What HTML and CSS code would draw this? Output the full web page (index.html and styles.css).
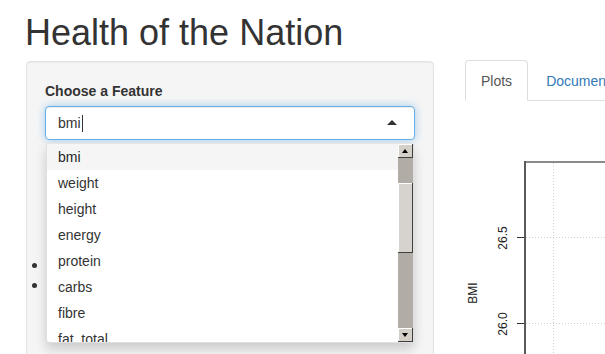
FILE: index.html
```html
<!DOCTYPE html>
<html lang="en">
	<head>
		<meta charset="UTF-8" />
		<meta name="viewport" content="width=device-width, initial-scale=1.0" />
		<title>Health of the Nation</title>
		<link rel="stylesheet" href="styles.css">
	</head>
	<body>
		<div class="page">
			<h1 class="title">Health of the Nation</h1>

			<div class="row">
				<div class="sidebar well">
					<label class="control-label" for="feature">Choose a Feature</label>
					<div class="selectize">
						<div class="selectize-input" id="feature">
							<span class="item">bmi</span><span class="cursor"></span>
						</div>
						<div class="selectize-dropdown">
							<div class="options">
								<div class="option active">bmi</div>
								<div class="option">weight</div>
								<div class="option">height</div>
								<div class="option">energy</div>
								<div class="option">protein</div>
								<div class="option">carbs</div>
								<div class="option">fibre</div>
								<div class="option">fat_total</div>
							</div>
							<div class="scrollbar">
								<div class="sb-btn up"></div>
								<div class="sb-track">
									<div class="sb-thumb"></div>
								</div>
								<div class="sb-btn down"></div>
							</div>
						</div>
					</div>
					<ul class="notes">
						<li></li>
						<li></li>
					</ul>
				</div>

				<div class="main">
					<ul class="nav-tabs">
						<li class="active"><a href="#plots">Plots</a></li>
						<li><a href="#docs">Documentation</a></li>
					</ul>
					<div class="tab-content">
						<svg class="plot" width="140" height="253" viewBox="0 0 140 253">
							<!-- grid -->
							<line class="grid" x1="61" y1="136.5" x2="140" y2="136.5" />
							<line class="grid" x1="61" y1="222.5" x2="140" y2="222.5" />
							<line class="grid" x1="88.5" y1="62" x2="88.5" y2="253" />
							<!-- box -->
							<line class="box-top" x1="59" y1="61" x2="140" y2="61" />
							<line class="box-left" x1="60" y1="60" x2="60" y2="253" />
							<!-- y axis -->
							<line class="tick" x1="52" y1="136.5" x2="59" y2="136.5" />
							<line class="tick" x1="52" y1="222.5" x2="59" y2="222.5" />
							<text class="axis-label" transform="translate(38 137) rotate(-90)">26.5</text>
							<text class="axis-label" transform="translate(38 223) rotate(-90)">26.0</text>
							<text class="axis-title" transform="translate(8 192) rotate(-90)">BMI</text>
						</svg>
					</div>
				</div>
			</div>
		</div>
	</body>
</html>
```

FILE: styles.css
```css
html,
body {
	margin: 0;
	overflow: hidden;
}
body {
	font-family: "Liberation Sans", Arial, sans-serif;
	font-size: 14px;
	line-height: 20px;
	color: #333;
	background-color: #fff;
}
.page {
	padding: 13px 0 0 26px;
}
.title {
	font-size: 36px;
	font-weight: 500;
	line-height: 40px;
	margin: 0 0 7px -1px;
	color: #333;
}
.row {
	display: flex;
	align-items: flex-start;
	gap: 31px;
}
.well {
	width: 408px;
	min-height: 320px;
	box-sizing: border-box;
	margin-top: 1px;
	padding: 19px 18px;
	background-color: #f5f5f5;
	border: 1px solid #e3e3e3;
	border-radius: 4px;
	box-shadow: inset 0 1px 1px rgba(0, 0, 0, 0.05);
}
.control-label {
	display: block;
	font-weight: bold;
	margin-bottom: 5px;
}
.selectize {
	position: relative;
}
.selectize-input {
	position: relative;
	height: 34px;
	box-sizing: border-box;
	padding: 6px 12px;
	background-color: #fff;
	border: 1px solid #66afe9;
	border-radius: 4px;
	box-shadow: inset 0 1px 1px rgba(0, 0, 0, 0.075), 0 0 8px rgba(102, 175, 233, 0.6);
	display: flex;
	align-items: center;
}
.selectize-input .cursor {
	display: inline-block;
	width: 0;
	height: 17px;
	margin-left: 1px;
	border-left: 1px solid #333;
}
.selectize-input::after {
	content: "";
	position: absolute;
	right: 17px;
	top: 50%;
	margin-top: -3px;
	border-style: solid;
	border-width: 0 5px 5px 5px;
	border-color: transparent transparent #333 transparent;
}
.selectize-dropdown {
	position: absolute;
	z-index: 10;
	top: calc(100% + 3px);
	left: 1px;
	width: 368px;
	box-sizing: border-box;
	display: flex;
	background-color: #fff;
	border: 1px solid rgba(0, 0, 0, 0.12);
	border-top-color: #e6e6e6;
	border-radius: 0 0 4px 4px;
	box-shadow: 0 6px 12px rgba(0, 0, 0, 0.175);
}
.options {
	flex: 1;
	height: 198px;
	overflow: hidden;
}
.option {
	padding: 3px 11px;
	color: #333;
}
.option.active {
	background-color: #f5f5f5;
	color: #262626;
}
.scrollbar {
	width: 15px;
	height: 198px;
	display: flex;
	flex-direction: column;
	background-color: #b2aca7;
}
.sb-btn {
	position: relative;
	height: 14px;
	background-color: #d4d0c8;
	box-shadow: inset -1px -1px #404040, inset 1px 1px #fff;
}
.sb-btn::after {
	content: "";
	position: absolute;
	left: 4px;
	top: 5px;
	border-style: solid;
}
.sb-btn.up::after {
	border-width: 0 3.5px 4px 3.5px;
	border-color: transparent transparent #000 transparent;
}
.sb-btn.down::after {
	border-width: 4px 3.5px 0 3.5px;
	border-color: #000 transparent transparent transparent;
}
.sb-track {
	flex: 1;
}
.sb-thumb {
	margin-top: 25px;
	height: 70px;
	background-color: #d6d3cf;
	box-shadow: inset -1px -1px #404040, inset 1px 1px #fff;
}
.notes {
	list-style: none;
	margin: 115px 0 0 -13px;
	padding: 0;
}
.notes li {
	display: flex;
	align-items: center;
	height: 20px;
}
.notes li::before {
	content: "";
	width: 5px;
	height: 5px;
	border-radius: 50%;
	background-color: #333;
}
.main {
	flex: 1;
	min-width: 0;
	overflow: hidden;
}
.nav-tabs {
	display: flex;
	flex-wrap: nowrap;
	white-space: nowrap;
	list-style: none;
	margin: 0;
	padding: 0;
	border-bottom: 1px solid #ddd;
}
.nav-tabs li {
	margin-bottom: -1px;
}
.nav-tabs a {
	display: block;
	padding: 10px 15px 9px;
	margin-right: 2px;
	line-height: 20px;
	border: 1px solid transparent;
	border-radius: 4px 4px 0 0;
	color: #337ab7;
	text-decoration: none;
}
.nav-tabs li.active a {
	color: #555;
	background-color: #fff;
	border-color: #ddd #ddd transparent;
}
.plot {
	display: block;
}
.plot .grid {
	stroke: #cfcfcf;
	stroke-width: 1;
	stroke-dasharray: 1 2;
}
.plot .box-top {
	stroke: #8a8a8a;
	stroke-width: 2;
}
.plot .box-left {
	stroke: #5a5a5a;
	stroke-width: 2;
}
.plot .tick {
	stroke: #333;
	stroke-width: 1;
}
.plot text {
	font-family: "Liberation Sans", Arial, sans-serif;
	font-size: 12px;
	fill: #222;
	text-anchor: middle;
	dominant-baseline: central;
}
```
------------------------------------------------
**WHAT YOU NEED TO DO:**
In this exercise, set down all of the data exactly, without the pictures.

**WRITTEN SOLUTION:**
What HTML and CSS code would draw this? Output the full web page (index.html and styles.css).
FILE: index.html
```html
<!DOCTYPE html>
<html lang="en">
	<head>
		<meta charset="UTF-8" />
		<meta name="viewport" content="width=device-width, initial-scale=1.0" />
		<title>Health of the Nation</title>
		<link rel="stylesheet" href="styles.css">
	</head>
	<body>
		<div class="page">
			<h1 class="title">Health of the Nation</h1>

			<div class="row">
				<div class="sidebar well">
					<label class="control-label" for="feature">Choose a Feature</label>
					<div class="selectize">
						<div class="selectize-input" id="feature">
							<span class="item">bmi</span><span class="cursor"></span>
						</div>
						<div class="selectize-dropdown">
							<div class="options">
								<div class="option active">bmi</div>
								<div class="option">weight</div>
								<div class="option">height</div>
								<div class="option">energy</div>
								<div class="option">protein</div>
								<div class="option">carbs</div>
								<div class="option">fibre</div>
								<div class="option">fat_total</div>
							</div>
							<div class="scrollbar">
								<div class="sb-btn up"></div>
								<div class="sb-track">
									<div class="sb-thumb"></div>
								</div>
								<div class="sb-btn down"></div>
							</div>
						</div>
					</div>
					<ul class="notes">
						<li></li>
						<li></li>
					</ul>
				</div>

				<div class="main">
					<ul class="nav-tabs">
						<li class="active"><a href="#plots">Plots</a></li>
						<li><a href="#docs">Documentation</a></li>
					</ul>
					<div class="tab-content">
						<svg class="plot" width="140" height="253" viewBox="0 0 140 253">
							<!-- grid -->
							<line class="grid" x1="61" y1="136.5" x2="140" y2="136.5" />
							<line class="grid" x1="61" y1="222.5" x2="140" y2="222.5" />
							<line class="grid" x1="88.5" y1="62" x2="88.5" y2="253" />
							<!-- box -->
							<line class="box-top" x1="59" y1="61" x2="140" y2="61" />
							<line class="box-left" x1="60" y1="60" x2="60" y2="253" />
							<!-- y axis -->
							<line class="tick" x1="52" y1="136.5" x2="59" y2="136.5" />
							<line class="tick" x1="52" y1="222.5" x2="59" y2="222.5" />
							<text class="axis-label" transform="translate(38 137) rotate(-90)">26.5</text>
							<text class="axis-label" transform="translate(38 223) rotate(-90)">26.0</text>
							<text class="axis-title" transform="translate(8 192) rotate(-90)">BMI</text>
						</svg>
					</div>
				</div>
			</div>
		</div>
	</body>
</html>
```

FILE: styles.css
```css
html,
body {
	margin: 0;
	overflow: hidden;
}
body {
	font-family: "Liberation Sans", Arial, sans-serif;
	font-size: 14px;
	line-height: 20px;
	color: #333;
	background-color: #fff;
}
.page {
	padding: 13px 0 0 26px;
}
.title {
	font-size: 36px;
	font-weight: 500;
	line-height: 40px;
	margin: 0 0 7px -1px;
	color: #333;
}
.row {
	display: flex;
	align-items: flex-start;
	gap: 31px;
}
.well {
	width: 408px;
	min-height: 320px;
	box-sizing: border-box;
	margin-top: 1px;
	padding: 19px 18px;
	background-color: #f5f5f5;
	border: 1px solid #e3e3e3;
	border-radius: 4px;
	box-shadow: inset 0 1px 1px rgba(0, 0, 0, 0.05);
}
.control-label {
	display: block;
	font-weight: bold;
	margin-bottom: 5px;
}
.selectize {
	position: relative;
}
.selectize-input {
	position: relative;
	height: 34px;
	box-sizing: border-box;
	padding: 6px 12px;
	background-color: #fff;
	border: 1px solid #66afe9;
	border-radius: 4px;
	box-shadow: inset 0 1px 1px rgba(0, 0, 0, 0.075), 0 0 8px rgba(102, 175, 233, 0.6);
	display: flex;
	align-items: center;
}
.selectize-input .cursor {
	display: inline-block;
	width: 0;
	height: 17px;
	margin-left: 1px;
	border-left: 1px solid #333;
}
.selectize-input::after {
	content: "";
	position: absolute;
	right: 17px;
	top: 50%;
	margin-top: -3px;
	border-style: solid;
	border-width: 0 5px 5px 5px;
	border-color: transparent transparent #333 transparent;
}
.selectize-dropdown {
	position: absolute;
	z-index: 10;
	top: calc(100% + 3px);
	left: 1px;
	width: 368px;
	box-sizing: border-box;
	display: flex;
	background-color: #fff;
	border: 1px solid rgba(0, 0, 0, 0.12);
	border-top-color: #e6e6e6;
	border-radius: 0 0 4px 4px;
	box-shadow: 0 6px 12px rgba(0, 0, 0, 0.175);
}
.options {
	flex: 1;
	height: 198px;
	overflow: hidden;
}
.option {
	padding: 3px 11px;
	color: #333;
}
.option.active {
	background-color: #f5f5f5;
	color: #262626;
}
.scrollbar {
	width: 15px;
	height: 198px;
	display: flex;
	flex-direction: column;
	background-color: #b2aca7;
}
.sb-btn {
	position: relative;
	height: 14px;
	background-color: #d4d0c8;
	box-shadow: inset -1px -1px #404040, inset 1px 1px #fff;
}
.sb-btn::after {
	content: "";
	position: absolute;
	left: 4px;
	top: 5px;
	border-style: solid;
}
.sb-btn.up::after {
	border-width: 0 3.5px 4px 3.5px;
	border-color: transparent transparent #000 transparent;
}
.sb-btn.down::after {
	border-width: 4px 3.5px 0 3.5px;
	border-color: #000 transparent transparent transparent;
}
.sb-track {
	flex: 1;
}
.sb-thumb {
	margin-top: 25px;
	height: 70px;
	background-color: #d6d3cf;
	box-shadow: inset -1px -1px #404040, inset 1px 1px #fff;
}
.notes {
	list-style: none;
	margin: 115px 0 0 -13px;
	padding: 0;
}
.notes li {
	display: flex;
	align-items: center;
	height: 20px;
}
.notes li::before {
	content: "";
	width: 5px;
	height: 5px;
	border-radius: 50%;
	background-color: #333;
}
.main {
	flex: 1;
	min-width: 0;
	overflow: hidden;
}
.nav-tabs {
	display: flex;
	flex-wrap: nowrap;
	white-space: nowrap;
	list-style: none;
	margin: 0;
	padding: 0;
	border-bottom: 1px solid #ddd;
}
.nav-tabs li {
	margin-bottom: -1px;
}
.nav-tabs a {
	display: block;
	padding: 10px 15px 9px;
	margin-right: 2px;
	line-height: 20px;
	border: 1px solid transparent;
	border-radius: 4px 4px 0 0;
	color: #337ab7;
	text-decoration: none;
}
.nav-tabs li.active a {
	color: #555;
	background-color: #fff;
	border-color: #ddd #ddd transparent;
}
.plot {
	display: block;
}
.plot .grid {
	stroke: #cfcfcf;
	stroke-width: 1;
	stroke-dasharray: 1 2;
}
.plot .box-top {
	stroke: #8a8a8a;
	stroke-width: 2;
}
.plot .box-left {
	stroke: #5a5a5a;
	stroke-width: 2;
}
.plot .tick {
	stroke: #333;
	stroke-width: 1;
}
.plot text {
	font-family: "Liberation Sans", Arial, sans-serif;
	font-size: 12px;
	fill: #222;
	text-anchor: middle;
	dominant-baseline: central;
}
```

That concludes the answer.